▶ [Provided data]
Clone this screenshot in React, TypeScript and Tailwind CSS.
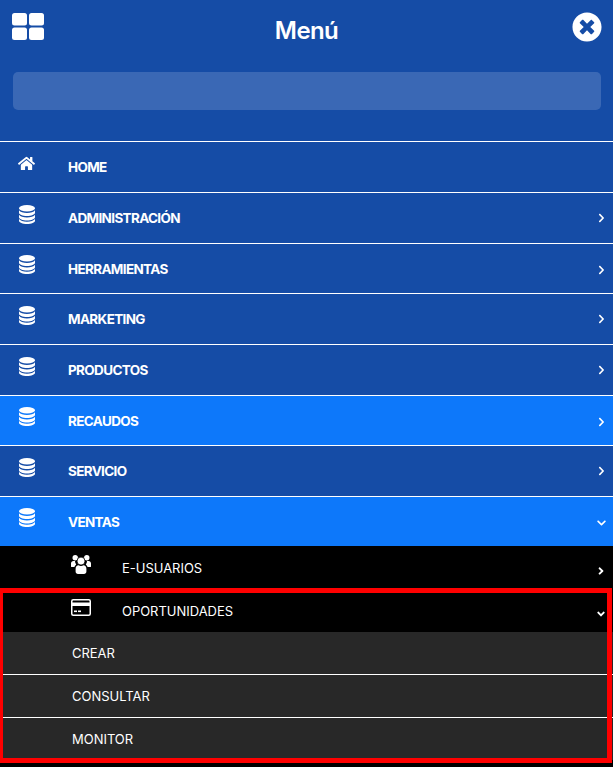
import { FaHome, FaTimesCircle, FaChevronRight, FaChevronDown, FaAngleRight, FaAngleDown } from "react-icons/fa";

const rows = [
  { label: "HOME", h: "h-[51px]", bg: "", home: true, nudge: "" },
  { label: "ADMINISTRACIÓN", h: "h-[51px]", bg: "", nudge: "" },
  { label: "HERRAMIENTAS", h: "h-[50px]", bg: "", nudge: "pt-[2px]" },
  { label: "MARKETING", h: "h-[51px]", bg: "", nudge: "" },
  { label: "PRODUCTOS", h: "h-[51px]", bg: "", nudge: "" },
  { label: "RECAUDOS", h: "h-[50px]", bg: "bg-[#0d78fa]", nudge: "pt-[2px]" },
  { label: "SERVICIO", h: "h-[51px]", bg: "", nudge: "" },
];

function DatabaseIcon() {
  return (
    <svg width="16" height="19" viewBox="0 0 16 19" fill="#fff">
      <ellipse cx="8" cy="3.2" rx="8" ry="3.2" />
      <path d="M0 5.3C1.2 7 4.3 7.9 8 7.9s6.8-.9 8-2.6v2.5c0 1.8-3.6 3.2-8 3.2S0 9.6 0 7.8z" />
      <path d="M0 9.8c1.2 1.7 4.3 2.6 8 2.6s6.8-.9 8-2.6v2.5c0 1.8-3.6 3.2-8 3.2s-8-1.4-8-3.2z" />
      <path d="M0 14.1c1.2 1.7 4.3 2.6 8 2.6s6.8-.9 8-2.6v1.7c0 1.8-3.6 3.2-8 3.2s-8-1.4-8-3.2z" />
    </svg>
  );
}

function UsersIcon() {
  return (
    <svg width="20" height="19" viewBox="0 0 20 19" fill="#fff">
      <circle cx="4.2" cy="2.8" r="2.7" />
      <circle cx="15.8" cy="2.8" r="2.7" />
      <path d="M0 11.5V8.6C0 7 1 6 2.4 6H4a5 5 0 0 0 1.2 3.4A4.6 4.6 0 0 0 3.4 12H1C.4 12 0 11.9 0 11.5z" />
      <path d="M20 11.5V8.6C20 7 19 6 17.6 6H16a5 5 0 0 1-1.2 3.4A4.6 4.6 0 0 1 16.6 12H19c.6 0 1-.1 1-.5z" />
      <circle cx="10" cy="6.1" r="4" stroke="#000" strokeWidth="0.8" />
      <path d="M4.6 16.5v-2.8c0-2 1.2-3.4 3-3.4.6.5 1.4.8 2.4.8s1.8-.3 2.4-.8c1.8 0 3 1.4 3 3.4v2.8c0 1.5-1 2.5-2.4 2.5H7c-1.4 0-2.4-1-2.4-2.5z" />
    </svg>
  );
}

function CardIcon() {
  return (
    <svg width="20" height="17" viewBox="0 0 20 17">
      <rect x="0.75" y="0.75" width="18.5" height="15.5" rx="1.5" fill="none" stroke="#fff" strokeWidth="1.5" />
      <rect x="1" y="3.5" width="18" height="3.5" fill="#fff" />
      <rect x="3" y="11.5" width="3" height="1.6" fill="#fff" />
      <rect x="7" y="11.5" width="3" height="1.6" fill="#fff" />
    </svg>
  );
}

function Row({ label, h, bg, home, open, nudge }: { label: string; h: string; bg: string; home?: boolean; open?: boolean; nudge: string }) {
  return (
    <div className={`flex ${h} items-center border-t border-white ${bg}`}>
      <span className="flex w-[68px] justify-center pr-[15px] pb-[8px]">
        <span className="flex w-[53px] justify-center">
          {home ? <FaHome className="text-[17px]" /> : <DatabaseIcon />}
        </span>
      </span>
      <span className={`flex-1 text-[13.5px] font-bold tracking-[-0.65px] ${nudge}`}>{label}</span>
      {!home && (
        <span className={`mr-[7px] flex w-[9px] justify-center ${nudge}`}>
          {open ? <FaChevronDown className="text-[10px]" /> : <FaChevronRight className="text-[10px]" />}
        </span>
      )}
    </div>
  );
}

function SubRow({ label, icon, open }: { label: string; icon: React.ReactNode; open?: boolean }) {
  return (
    <div className="flex h-[43px] items-center bg-black">
      <span className="flex w-[122px] justify-start pb-[7px] pl-[71px]">{icon}</span>
      <span className="flex-1 pt-[2px] text-[13px] tracking-[-0.02px]">{label}</span>
      <span className="mr-[7px] flex w-[10px] justify-center pt-[7px]">
        {open ? <FaAngleDown className="text-[12px]" /> : <FaAngleRight className="text-[12px]" />}
      </span>
    </div>
  );
}

function Leaf({ label }: { label: string }) {
  return (
    <div className="flex h-[42px] items-center bg-[#282828] pt-[2px] pl-[72px] text-[13px] tracking-[-0.02px]">
      {label}
    </div>
  );
}

export default function App() {
  return (
    <div className="relative h-[767px] w-[613px] overflow-hidden bg-[#154ca6] text-white [font-family:Inter,'Liberation_Sans',sans-serif]">
      <header className="relative h-[72px]">
        <svg className="absolute left-[12px] top-[13px]" width="32" height="27" viewBox="0 0 32 27" fill="#fff">
          <rect x="0" y="0" width="15" height="12.5" rx="2.5" />
          <rect x="17" y="0" width="15" height="12.5" rx="2.5" />
          <rect x="0" y="14.5" width="15" height="12.5" rx="2.5" />
          <rect x="17" y="14.5" width="15" height="12.5" rx="2.5" />
        </svg>
        <h1 className="pt-[15px] text-center text-[24px] leading-[32px] font-semibold tracking-[-0.6px]">Menú</h1>
        <span className="absolute left-[572px] top-[12px] flex h-[30px] w-[30px] items-center justify-center">
          <FaTimesCircle className="text-[30px]" />
        </span>
      </header>
      <div className="ml-[13px] h-[38px] w-[588px] rounded-[5px] bg-[#3a68b5]" />
      <nav className="mt-[31px]">
        {rows.map((r) => (
          <Row key={r.label} {...r} />
        ))}
        <Row label="VENTAS" h="h-[50px]" bg="bg-[#0d78fa]" open nudge="pt-[2px]" />
        <SubRow label="E-USUARIOS" icon={<UsersIcon />} />
        <SubRow label="OPORTUNIDADES" icon={<CardIcon />} open />
        <Leaf label="CREAR" />
        <div className="h-px bg-white" />
        <Leaf label="CONSULTAR" />
        <div className="h-px bg-white" />
        <Leaf label="MONITOR" />
        <div className="h-[8px] bg-black" />
      </nav>
      <div className="pointer-events-none absolute left-0 top-[588px] h-[175px] w-[612px] border-t-[5px] border-r-[5px] border-b-[5px] border-l-[3px] border-[#ff0000]" />
    </div>
  );
}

▶ [Problem requirements]
Leave out the pictures and repeat exactly the lines from the start of the material through the line that contains "FaChevronDown, FaAngleRight, FaAngleDown", both included.

▶ [Response for this exercise]
Clone this screenshot in React, TypeScript and Tailwind CSS.
import { FaHome, FaTimesCircle, FaChevronRight, FaChevronDown, FaAngleRight, FaAngleDown } from "react-icons/fa";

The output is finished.